His wish was that he could die at home, and so my brother and I moved in with him and did our best to care for him. But we could not have done this without the incredible hospice at home nursing team from St Michaels Hospice who visited and helped us find our way through those last short weeks of his life.
It's a chapter that has left me thinking more deeply about care and caring when we are dying – who does the caring, who doesn’t and at what cost. Both self-employed for many years, my brother and I were able to reorganise our diaries and workloads to be resumed at a time when dad would no longer need us.
If I’ve made it sound like it was easy, it wasn’t. There are few things harder than caring for someone you love who is dying. But am I glad that I did? Yes. And I’d do it again in the blink of an eye. But working people, who aren’t self-employed too often find that their employer is less than understanding when either they or someone they love receives the news that no one wants to hear.
And that’s why, in my other role as editor of BACP Workplace, it felt important to feature a special article for Dying Matters Awareness Week, which is held this week focussing on how a compassionate employer responds when an employee is facing a terminal diagnosis or caring for someone who is.
Death and dying at work, is written by Faith Holloway from Hospice UK, who I had the pleasure of meeting at the Health and Wellbeing at Work Conference at the NEC in March earlier this year. Faith spoke about the Compassionate Employers programme, run by Hospice UK, which offers training and support to employers to help them be kinder and better equipped to talk to an employee who has just received the news of a terminal diagnosis.
While people might not remember what we said, or what we did, they will always remember how we made them feel.
The key message is that employers – large and small – need to get prepared, because, if it hasn’t happened yet – it probably will. Fewer than 5% of organisations have a terminal diagnosis illness policy in place, so when an employee is still reeling from a diagnosis, it’s shocking how often employers respond with a lack of compassion, confusing messages or even decide that it’s a good idea to put the employee on a performance review for having cancer. I know, it’s hard to believe.
While highlighting both the legal and financial implications for employers, Faith argues that there’s a moral and ethical case too. Compassion and competence go a long way when working with an employee facing an early death, and the way in which an employer responds, kindly or otherwise, will be remembered for years to come by family, friends and community – it becomes part of the organisation’s legacy.

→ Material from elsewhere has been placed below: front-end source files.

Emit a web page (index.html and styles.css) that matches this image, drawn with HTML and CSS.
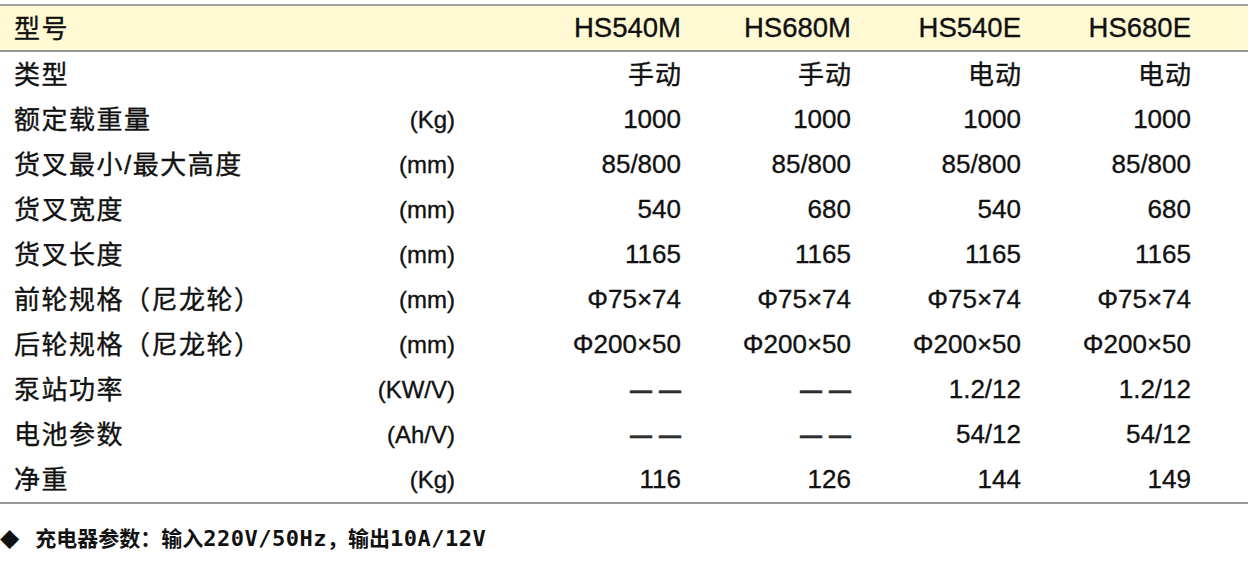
FILE: index.html
```html
<!DOCTYPE html>
<html lang="zh-CN">
<head>
    <meta charset="UTF-8">
    <title>HS 系列参数</title>
    <link rel="stylesheet" href="styles.css">
</head>
<body>

    <!-- Spec table -->
    <div class="spec">
        <div class="row head">
            <span class="label">型号</span>
            <span class="unit"></span>
            <span class="val">HS540M</span>
            <span class="val">HS680M</span>
            <span class="val">HS540E</span>
            <span class="val">HS680E</span>
        </div>
        <div class="row">
            <span class="label">类型</span>
            <span class="unit"></span>
            <span class="val cn">手动</span>
            <span class="val cn">手动</span>
            <span class="val cn">电动</span>
            <span class="val cn">电动</span>
        </div>
        <div class="row">
            <span class="label">额定载重量</span>
            <span class="unit">(Kg)</span>
            <span class="val">1000</span>
            <span class="val">1000</span>
            <span class="val">1000</span>
            <span class="val">1000</span>
        </div>
        <div class="row">
            <span class="label">货叉最小/最大高度</span>
            <span class="unit">(mm)</span>
            <span class="val">85/800</span>
            <span class="val">85/800</span>
            <span class="val">85/800</span>
            <span class="val">85/800</span>
        </div>
        <div class="row">
            <span class="label">货叉宽度</span>
            <span class="unit">(mm)</span>
            <span class="val">540</span>
            <span class="val">680</span>
            <span class="val">540</span>
            <span class="val">680</span>
        </div>
        <div class="row">
            <span class="label">货叉长度</span>
            <span class="unit">(mm)</span>
            <span class="val">1165</span>
            <span class="val">1165</span>
            <span class="val">1165</span>
            <span class="val">1165</span>
        </div>
        <div class="row">
            <span class="label">前轮规格（尼龙轮）</span>
            <span class="unit">(mm)</span>
            <span class="val">Φ75×74</span>
            <span class="val">Φ75×74</span>
            <span class="val">Φ75×74</span>
            <span class="val">Φ75×74</span>
        </div>
        <div class="row">
            <span class="label">后轮规格（尼龙轮）</span>
            <span class="unit">(mm)</span>
            <span class="val">Φ200×50</span>
            <span class="val">Φ200×50</span>
            <span class="val">Φ200×50</span>
            <span class="val">Φ200×50</span>
        </div>
        <div class="row">
            <span class="label">泵站功率</span>
            <span class="unit">(KW/V)</span>
            <span class="val"><span class="dash">——</span></span>
            <span class="val"><span class="dash">——</span></span>
            <span class="val">1.2/12</span>
            <span class="val">1.2/12</span>
        </div>
        <div class="row">
            <span class="label">电池参数</span>
            <span class="unit">(Ah/V)</span>
            <span class="val"><span class="dash">——</span></span>
            <span class="val"><span class="dash">——</span></span>
            <span class="val">54/12</span>
            <span class="val">54/12</span>
        </div>
        <div class="row">
            <span class="label">净重</span>
            <span class="unit">(Kg)</span>
            <span class="val">116</span>
            <span class="val">126</span>
            <span class="val">144</span>
            <span class="val">149</span>
        </div>
    </div>

    <!-- Charger note -->
    <p class="note"><span class="diamond">◆</span>充电器参数：输入<span class="mono">220V/50Hz</span>，输出<span class="mono">10A/12V</span></p>

</body>
</html>
```

FILE: styles.css
```css
/* General Styles */
body {
    font-family: "Liberation Sans", "Noto Sans CJK SC", sans-serif;
    margin: 0;
    background-color: rgb(255, 255, 255);
    color: rgb(17, 17, 17);
}

/* Spec table */
.spec {
    width: 1248px;
    margin-top: 4px;
    border-bottom: 2px solid rgb(150, 150, 150);
    -webkit-text-stroke: 0.35px rgb(17, 17, 17);
}

.row {
    display: grid;
    grid-template-columns: 290px 151px 226px 170px 170px 170px;
    align-items: center;
    height: 45px;
    padding: 0 57px 0 14px;
    font-size: 26px;
}

.row.head {
    height: 44px;
    background-color: rgb(255, 249, 212);
    border-top: 2px solid rgb(160, 160, 160);
    border-bottom: 2px solid rgb(150, 150, 150);
}

.row.head .val {
    font-size: 27.5px;
}

.label {
    font-size: 26px;
    letter-spacing: 1.5px;
    white-space: nowrap;
    margin-bottom: 4px;
}

.unit {
    font-size: 24px;
    text-align: right;
}

.val {
    text-align: right;
    white-space: nowrap;
}

/* Chinese cells sit a little high, like the labels */
.val.cn {
    margin-bottom: 4px;
    letter-spacing: 1px;
    margin-right: -1px;
}

.dash {
    font-size: 22px;
    font-weight: bold;
    letter-spacing: 7px;
    margin-right: -7px;
    color: rgb(50, 50, 50);
}

/* Note under the table */
.note {
    margin: 20px 0 0;
    font-family: "Noto Sans CJK SC", sans-serif;
    font-size: 21px;
    font-weight: bold;
    line-height: 26px;
}

.diamond {
    font-family: "DejaVu Sans", sans-serif;
    font-size: 25px;
    margin-right: 16px;
}

.mono {
    font-family: "DejaVu Sans Mono", monospace;
    font-size: 22px;
    letter-spacing: 0.5px;
}
```
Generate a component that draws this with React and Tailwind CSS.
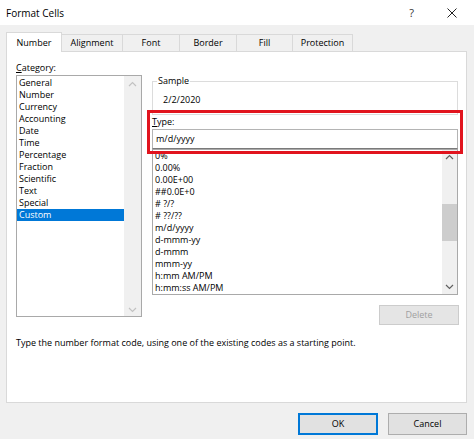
import React from "react";

const categories = [
  "General",
  "Number",
  "Currency",
  "Accounting",
  "Date",
  "Time",
  "Percentage",
  "Fraction",
  "Scientific",
  "Text",
  "Special",
  "Custom",
];

const formats = [
  "0%",
  "0.00%",
  "0.00E+00",
  "##0.0E+0",
  "# ?/?",
  "# ??/??",
  "m/d/yyyy",
  "d-mmm-yy",
  "d-mmm",
  "mmm-yy",
  "h:mm AM/PM",
  "h:mm:ss AM/PM",
];

const tabs = [
  { name: "Number", w: "w-[56px]" },
  { name: "Alignment", w: "w-[61px]" },
  { name: "Font", w: "w-[57px]" },
  { name: "Border", w: "w-[57px]" },
  { name: "Fill", w: "w-[56px]" },
  { name: "Protection", w: "w-[60px]" },
];

const Chevron = ({ up, color }) => (
  <svg width="9" height="6" viewBox="0 0 9 6" fill="none">
    <path
      d={up ? "M1 5 L4.5 1.5 L8 5" : "M1 1 L4.5 4.5 L8 1"}
      stroke={color}
      strokeWidth="1.2"
    />
  </svg>
);

const App = () => {
  return (
    <div className="relative w-[474px] h-[439px] overflow-hidden bg-[#f0f0f0] text-black font-['Open_Sans','Liberation_Sans',sans-serif] text-[9px] leading-[12px]">
      {/* title bar */}
      <div className="flex items-center h-[25px] bg-white pl-[6px] pr-[17px]">
        <span className="text-[10px] flex-1">Format Cells</span>
        <span className="text-[11px] mr-[33px] text-[#333]">?</span>
        <svg width="10" height="10" viewBox="0 0 10 10">
          <path d="M0.5 0.5 L9.5 9.5 M9.5 0.5 L0.5 9.5" stroke="#222" strokeWidth="1" />
        </svg>
      </div>

      {/* tabs */}
      <div className="flex items-end h-[26px] pl-[6px]">
        {tabs.map((t, i) =>
          i === 0 ? (
            <div
              key={t.name}
              className={`${t.w} h-[20px] -mb-px z-10 flex items-center justify-center bg-white border border-b-0 border-[#d9d9d9]`}
            >
              {t.name}
            </div>
          ) : (
            <div
              key={t.name}
              className={`${t.w} h-[17px] flex items-center justify-center border-t border-r border-[#d9d9d9]`}
            >
              {t.name}
            </div>
          )
        )}
      </div>

      {/* panel */}
      <div className="ml-[6px] w-[461px] h-[352px] bg-white border border-[#d9d9d9] pl-[9px] pt-[10px]">
        <div className="flex gap-[10px]">
          {/* category */}
          <div className="w-[126px] flex flex-col">
            <div className="h-[13px]">
              <span className="underline">C</span>ategory:
            </div>
            <div className="h-[242px] flex border border-[#a9a9a9]">
              <div className="flex-1 pt-[1px]">
                {categories.map((c) => (
                  <div
                    key={c}
                    className={`h-[12px] pl-[2px] ${
                      c === "Custom" ? "bg-[#0078d7] text-white" : ""
                    }`}
                  >
                    {c}
                  </div>
                ))}
              </div>
              <div className="w-[17px] bg-[#f0f0f0] flex flex-col items-center justify-between pt-[5px] pb-[3px]">
                <Chevron up color="#c2c2c2" />
                <Chevron color="#c2c2c2" />
              </div>
            </div>
          </div>

          {/* type */}
          <div className="w-[306px] flex flex-col">
            <div className="relative mt-[19px] h-[34px] border border-[#dcdcdc] pl-[10px] pt-[12px]">
              <span className="absolute -top-[7px] left-[4px] bg-white px-[1px]">
                Sample
              </span>
              2/2/2020
            </div>
            <div className="mt-[1px] h-[13px]">
              <span className="underline">T</span>ype:
            </div>
            <div className="h-[20px] border border-[#b4b4b4] border-b-[#7a7a7a] pl-[3px] flex items-center">
              m/d/yyyy
            </div>
            <div className="h-[146px] flex border border-[#a9a9a9] overflow-hidden">
              <div className="flex-1 pl-[2px]">
                {formats.map((f) => (
                  <div key={f} className="h-[12px] whitespace-pre">
                    {f}
                  </div>
                ))}
              </div>
              <div className="w-[15px] bg-[#f0f0f0] flex flex-col items-center pt-[4px] pb-[4px]">
                <Chevron up color="#606060" />
                <div className="mt-[44px] w-[15px] h-[37px] bg-[#cdcdcd]" />
                <div className="flex-1" />
                <Chevron color="#606060" />
              </div>
            </div>
            <div className="self-end mt-[10px] mr-[-1px] w-[80px] h-[20px] bg-[#e5e5e5] border border-[#cccccc] text-[#a0a0a0] flex items-center justify-center">
              Delete
            </div>
          </div>
        </div>
        <div className="mt-[12px]">
          Type the number format code, using one of the existing codes as a
          starting point.
        </div>
      </div>

      {/* buttons */}
      <div className="flex justify-end gap-[10px] mt-[10px] pr-[7px]">
        <div className="w-[80px] h-[22px] bg-[#e1e1e1] border-2 border-[#0078d7] flex items-center justify-center">
          OK
        </div>
        <div className="w-[79px] h-[22px] bg-[#e1e1e1] border border-[#adadad] flex items-center justify-center">
          Cancel
        </div>
      </div>

      {/* red highlight annotation */}
      <div className="absolute left-[147px] top-[110px] w-[316px] h-[44px] border-[3px] border-[#e1141e] pointer-events-none" />
    </div>
  );
};

export default App;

This was a message that was loud and clear when I dropped in to a pop-up Death Café held locally at Longfield Hospice as part of Dying Matters Awareness Week attended by many of their lovely staff, among others for tea, cake and conversations about death and dying. While people might not remember what we said, or what we did, they will always remember how we made them feel. And that’s what stays with me about our brief encounter with the hospice at home nursing team – what matters is the way they left our family feeling – it’s a feeling that has endured and it’s both precious and priceless.